Problem to solve: Say how many lines hold the string "React", and nothing more.

Information provided:
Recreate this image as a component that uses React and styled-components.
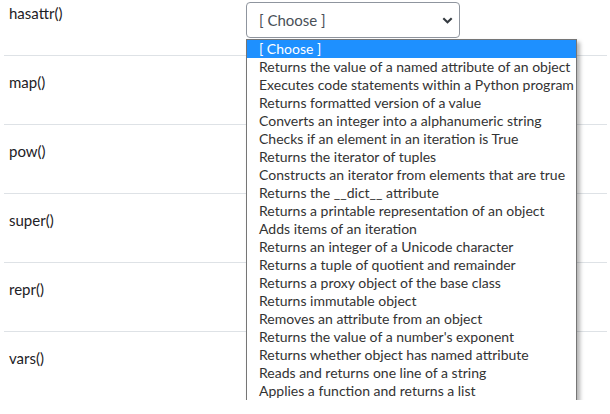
import styled, { createGlobalStyle } from "styled-components";

const GlobalStyle = createGlobalStyle`
  body {
    margin: 0;
    background: #fff;
    font-family: Lato, "Open Sans", sans-serif;
    color: #1d2125;
  }
`;

const functions = ["hasattr()", "map()", "pow()", "super()", "repr()", "vars()"];

const options = [
  "[ Choose ]",
  "Returns the value of a named attribute of an object",
  "Executes code statements within a Python program",
  "Returns formatted version of a value",
  "Converts an integer into a alphanumeric string",
  "Checks if an element in an iteration is True",
  "Returns the iterator of tuples",
  "Constructs an iterator from elements that are true",
  "Returns the __dict__ attribute",
  "Returns a printable representation of an object",
  "Adds items of an iteration",
  "Returns an integer of a Unicode character",
  "Returns a tuple of quotient and remainder",
  "Returns a proxy object of the base class",
  "Returns immutable object",
  "Removes an attribute from an object",
  "Returns the value of a number's exponent",
  "Returns whether object has named attribute",
  "Reads and returns one line of a string",
  "Applies a function and returns a list",
];

export default function App() {
  return (
    <>
      <GlobalStyle />
      <Page>
        {functions.map((fn, i) => (
          <Row key={fn} $first={i === 0}>
            <Label>{fn}</Label>
            {i === 0 && (
              <Cell>
                <SelectBox>
                  <span>[ Choose ]</span>
                  <Chevron />
                </SelectBox>
                <ListBox>
                  {options.map((opt, j) => (
                    <Option key={opt} $selected={j === 0}>
                      {opt}
                    </Option>
                  ))}
                </ListBox>
              </Cell>
            )}
          </Row>
        ))}
      </Page>
    </>
  );
}

const Chevron = () => (
  <svg width="11" height="7" viewBox="0 0 11 7">
    <path d="M1.3 1.3 L5.5 5.3 L9.7 1.3" fill="none" stroke="#343a40" strokeWidth="2.1" />
  </svg>
);

const Page = styled.div`
  padding: 0 3px 0 4px;
`;

const Row = styled.div`
  display: grid;
  grid-template-columns: 242px 1fr;
  align-items: start;
  height: ${(p) => (p.$first ? "55px" : "69px")};
  box-sizing: border-box;
  padding-top: ${(p) => (p.$first ? "2px" : "15px")};
  border-top: ${(p) => (p.$first ? "none" : "1px solid #dee2e6")};
`;

const Label = styled.div`
  padding-left: 5px;
  font-size: 15px;
  line-height: 22px;
`;

const Cell = styled.div`
  position: relative;
`;

const SelectBox = styled.div`
  display: flex;
  align-items: center;
  justify-content: space-between;
  width: 214px;
  height: 36px;
  box-sizing: border-box;
  padding: 0 6px 0 12px;
  border: 1px solid #8f959e;
  border-radius: 4px;
  background: #fff;
  font-size: 15px;
  color: #495057;
`;

const ListBox = styled.div`
  position: absolute;
  z-index: 10;
  top: 37px;
  left: 0;
  width: 331px;
  box-sizing: border-box;
  border: 1px solid #767676;
  background: #fff;
  box-shadow: 3px 3px 4px rgba(0, 0, 0, 0.3);
`;

const Option = styled.div`
  height: 18px;
  line-height: 17px;
  padding-left: 12px;
  font-size: 14px;
  white-space: nowrap;
  color: ${(p) => (p.$selected ? "#fff" : "#333")};
  background: ${(p) => (p.$selected ? "#1e90ff" : "transparent")};
`;
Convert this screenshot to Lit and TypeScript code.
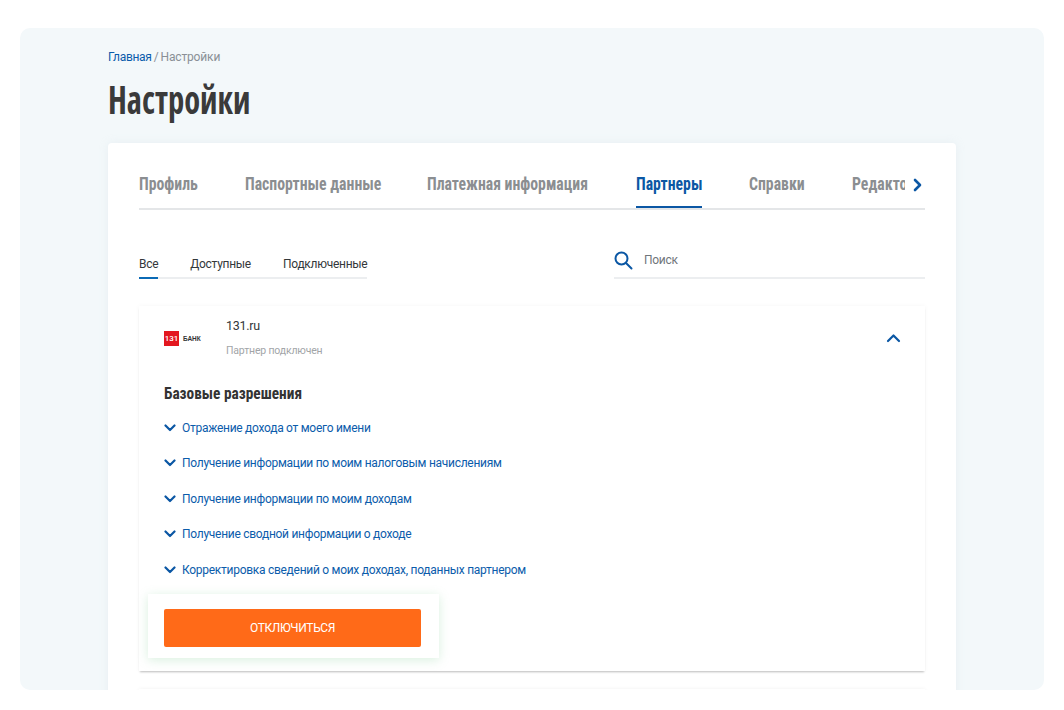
import { LitElement, html, css, svg } from "lit";
import { customElement } from "lit/decorators.js";

const TABS: [string, number][] = [["Профиль", 59], ["Паспортные данные", 135], ["Платежная информация", 162], ["Партнеры", 66], ["Справки", 56], ["Редактор профиля", 130]];
const SUBS = ["Все", "Доступные", "Подключенные"];
const PERMS = [
  "Отражение дохода от моего имени",
  "Получение информации по моим налоговым начислениям",
  "Получение информации по моим доходам",
  "Получение сводной информации о доходе",
  "Корректировка сведений о моих доходах, поданных партнером",
];
const chev = (d: string, w: number, h: number, vb: string, sw = 2.2) =>
  html`<svg width=${w} height=${h} viewBox=${vb} fill="none" stroke="#0b57a4" stroke-width=${sw} stroke-linecap="round" stroke-linejoin="round">${svg`<path d=${d}></path>`}</svg>`;

@customElement("app-root")
export class AppRoot extends LitElement {
  static styles = css`
    :host { display: block; height: 710px; overflow: hidden; background: #fff; padding: 28px 20px 20px; box-sizing: border-box; font-family: Roboto, "Noto Sans", sans-serif; letter-spacing: -0.28px; }
    .panel { height: 662px; box-sizing: border-box; background: #f3f8fa; border-radius: 10px; padding: 0 88px; overflow: hidden; }
    .crumbs { padding-top: 21px; height: 16px; line-height: 16px; font-size: 12px; letter-spacing: -0.15px; color: #8a9096; display: flex; gap: 2px; }
    .crumbs a { color: #0b5cab; letter-spacing: -0.28px; }
    h1 { margin: 11px 0 0; height: 67px; font: 700 39px/46px "Open Sans", sans-serif; font-stretch: 75%; color: #3a3a3a; letter-spacing: 0; }
    h1 span { display: inline-block; transform-origin: 0 50%; transform: scaleX(.835); }
    .card { background: #fff; border-radius: 4px 4px 0 0; height: 560px; padding: 0 31px; box-shadow: 0 0 8px rgba(200,215,225,.25); }
    .tabs { display: flex; align-items: stretch; height: 67px; border-bottom: 2px solid #e4e6e8; box-sizing: border-box; position: relative; }
    .tabs-scroll { display: flex; gap: 47px; width: 766px; overflow: hidden; height: 67px; }
    .tab { flex: none; padding-top: 29px; height: 65px; margin-bottom: -2px; box-sizing: border-box; font: 700 18px/24px Roboto, sans-serif; font-stretch: 75%; color: #8b8e91; white-space: nowrap; letter-spacing: 0; border-bottom: 2px solid transparent; }
    .tab span { display: inline-block; transform-origin: 0 50%; transform: scaleX(.875); }
    .tab.on { color: #0b57a4; border-bottom-color: #0b57a4; }
    .tabs > svg { margin: 35px 0 0 8px; }
    .filters { display: flex; justify-content: space-between; height: 96px; }
    .subs { display: flex; gap: 32px; align-self: flex-start; margin-top: 42px; border-bottom: 2px solid #eceef0; height: 27px; box-sizing: border-box; }
    .sub { font-size: 12px; line-height: 24px; height: 27px; box-sizing: border-box; color: #33373a; border-bottom: 2px solid transparent; }
    .sub.on { border-bottom-color: #0b6ab5; }
    .search { width: 311px; height: 26px; margin-top: 41px; display: flex; align-items: flex-start; gap: 11px; border-bottom: 2px solid #eceef0; color: #70767b; font-size: 12px; line-height: 18px; }
    .partner { height: 365px; box-sizing: border-box; padding: 0 25px; background: #fff; box-shadow: 0 2px 2px -1px rgba(0,0,0,.25), 0 0 5px rgba(0,0,0,.04); position: relative; }
    .head { display: flex; height: 73px; align-items: flex-start; }
    .logo { width: 62px; margin-top: 25px; display: flex; align-items: center; gap: 4px; }
    .mark { width: 15px; height: 15px; background: #e3171f; color: #fff; font: 500 8px/15px Roboto, sans-serif; letter-spacing: 0; text-align: center; }
    .bank { font: 700 6.5px/15px "Liberation Sans", sans-serif; letter-spacing: 0; color: #333; }
    .names { flex: 1; }
    .name { margin-top: 12px; font-size: 12.5px; line-height: 16px; color: #33373a; }
    .status { margin-top: 10px; font-size: 10.5px; line-height: 14px; letter-spacing: -0.18px; color: #a2a5a8; }
    .head > svg { margin: 27px -1px 0 0; }
    h2 { margin: 3px 0 0; font: 700 16.5px/24px Roboto, sans-serif; font-stretch: 75%; letter-spacing: 0; color: #333; height: 27px; }
    h2 span { display: inline-block; transform-origin: 0 50%; transform: scaleX(.93); }
    .perms { margin-top: 1px; }
    .perm { display: flex; align-items: center; gap: 6px; height: 35.5px; color: #0b5cab; font-size: 12px; white-space: nowrap; }
    .btn-wrap { position: absolute; left: 9px; top: 288px; width: 291px; height: 64px; box-sizing: border-box; padding: 15px 16px 0; background: #fff; box-shadow: 0 2px 10px rgba(120,200,140,.28); }
    .btn { width: 257px; height: 38px; background: #ff6a18; border-radius: 2px; color: #fff; font-size: 12px; letter-spacing: -0.35px; line-height: 38px; text-align: center; }
    .next { height: 40px; margin-top: 18px; box-shadow: 0 0 4px rgba(0,0,0,.06); }
  `;

  render() {
    return html`
      <div class="panel">
        <div class="crumbs"><a>Главная</a><span>/</span><span>Настройки</span></div>
        <h1><span>Настройки</span></h1>
        <div class="card">
          <div class="tabs">
            <div class="tabs-scroll">
              ${TABS.map(([t, w], i) => html`<div class="tab ${i === 3 ? "on" : ""}" style="width:${w}px"><span>${t}</span></div>`)}
            </div>
            ${chev("M2 2l5 5-5 5", 9, 14, "0 0 9 14", 2.6)}
          </div>
          <div class="filters">
            <div class="subs">
              ${SUBS.map((t, i) => html`<div class="sub ${i === 0 ? "on" : ""}">${t}</div>`)}
            </div>
            <div class="search">
              <svg width="19" height="19" viewBox="0 0 19 19" fill="none" stroke="#0b57a4" stroke-width="2" stroke-linecap="round"><circle cx="7.5" cy="7.5" r="6"></circle><path d="M12 12l5.5 5.5"></path></svg>
              <span>Поиск</span>
            </div>
          </div>
          <div class="partner">
            <div class="head">
              <div class="logo"><div class="mark">131</div><div class="bank">БАНК</div></div>
              <div class="names">
                <div class="name">131.ru</div>
                <div class="status">Партнер подключен</div>
              </div>
              ${chev("M2 8l5.5-5.5L13 8", 15, 10, "0 0 15 10")}
            </div>
            <h2><span>Базовые разрешения</span></h2>
            <div class="perms">
              ${PERMS.map(p => html`<div class="perm">${chev("M1.5 1.5L6 6l4.5-4.5", 12, 8, "0 0 12 8")}<span>${p}</span></div>`)}
            </div>
            <div class="btn-wrap"><div class="btn">ОТКЛЮЧИТЬСЯ</div></div>
          </div>
          <div class="next"></div>
        </div>
      </div>
    `;
  }
}
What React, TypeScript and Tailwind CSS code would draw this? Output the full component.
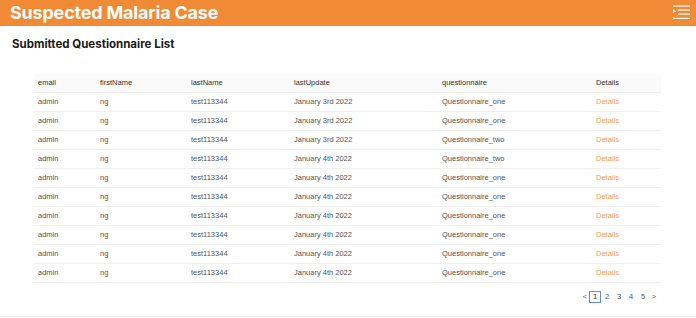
import React from "react";

const rows = [
  ["admin", "ng", "test113344", "January 3rd 2022", "Questionnaire_one"],
  ["admin", "ng", "test113344", "January 3rd 2022", "Questionnaire_one"],
  ["admin", "ng", "test113344", "January 3rd 2022", "Questionnaire_two"],
  ["admin", "ng", "test113344", "January 4th 2022", "Questionnaire_two"],
  ["admin", "ng", "test113344", "January 4th 2022", "Questionnaire_one"],
  ["admin", "ng", "test113344", "January 4th 2022", "Questionnaire_one"],
  ["admin", "ng", "test113344", "January 4th 2022", "Questionnaire_one"],
  ["admin", "ng", "test113344", "January 4th 2022", "Questionnaire_one"],
  ["admin", "ng", "test113344", "January 4th 2022", "Questionnaire_one"],
  ["admin", "ng", "test113344", "January 4th 2022", "Questionnaire_one"],
];

const cols = ["w-[62px]", "w-[91px]", "w-[103px]", "w-[148px]", "w-[154px]", "flex-1"];
const heads = ["email", "firstName", "lastName", "lastUpdate", "questionnaire", "Details"];

export default function App() {
  return (
    <div className="w-[696px] h-[318px] bg-white relative overflow-hidden" style={{ fontFamily: "Inter, 'Liberation Sans', sans-serif" }}>
      <div className="h-[26px] bg-[#f08a35] flex items-center justify-between pl-[10px] pr-[6px]">
        <div className="text-white font-bold text-[18px] leading-none tracking-[-0.2px]">Suspected Malaria Case</div>
        <svg width="17" height="15" viewBox="0 0 17 15" className="mt-[-1px]">
          <rect x="0" y="0.5" width="17" height="1.2" fill="#fff" />
          <rect x="5" y="4.5" width="12" height="1.2" fill="#fff" />
          <rect x="5" y="8.5" width="12" height="1.2" fill="#fff" />
          <rect x="0" y="12.8" width="17" height="1.2" fill="#fff" />
          <path d="M0 4.2 L3 6.2 L0 8.2 Z" fill="#fff" />
        </svg>
      </div>
      <div className="pl-[12px] pt-[10px] text-[11.5px] font-bold text-[#1a1a1a] leading-[16px]">Submitted Questionnaire List</div>
      <div className="ml-[34px] w-[627px] mt-[22px]" style={{ fontFamily: "'Liberation Sans', Arial, sans-serif" }}>
        <div className="flex h-[19px] items-center bg-[#fafafa] border-b border-[#f0f0f0] text-[7.5px] text-[#333]">
          {heads.map((h, i) => (
            <div key={i} className={`${cols[i]} pl-[4px]`}>{h}</div>
          ))}
        </div>
        {rows.map((r, ri) => (
          <div key={ri} className="flex h-[19px] items-center border-b border-[#f0f0f0] text-[7.5px] text-[#555]">
            {r.map((c, i) => (
              <div key={i} className={`${cols[i]} pl-[4px]`}>{c}</div>
            ))}
            <div className={`${cols[5]} pl-[4px] text-[#f0a050]`}>Details</div>
          </div>
        ))}
        <div className="flex justify-end items-center mt-[8px] pr-[2px] text-[7.5px] text-[#555]">
          <span className="w-[8px] text-center">&lt;</span>
          <span className="w-[12px] h-[12px] border border-[#5b8fd6] flex items-center justify-center text-[#333]">1</span>
          <span className="w-[12px] text-center">2</span>
          <span className="w-[12px] text-center">3</span>
          <span className="w-[12px] text-center">4</span>
          <span className="w-[12px] text-center">5</span>
          <span className="w-[10px] text-center">&gt;</span>
        </div>
      </div>
      <div className="absolute left-0 right-0 bottom-[1px] h-px bg-[#eeeeee]" />
    </div>
  );
}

Complete response: 3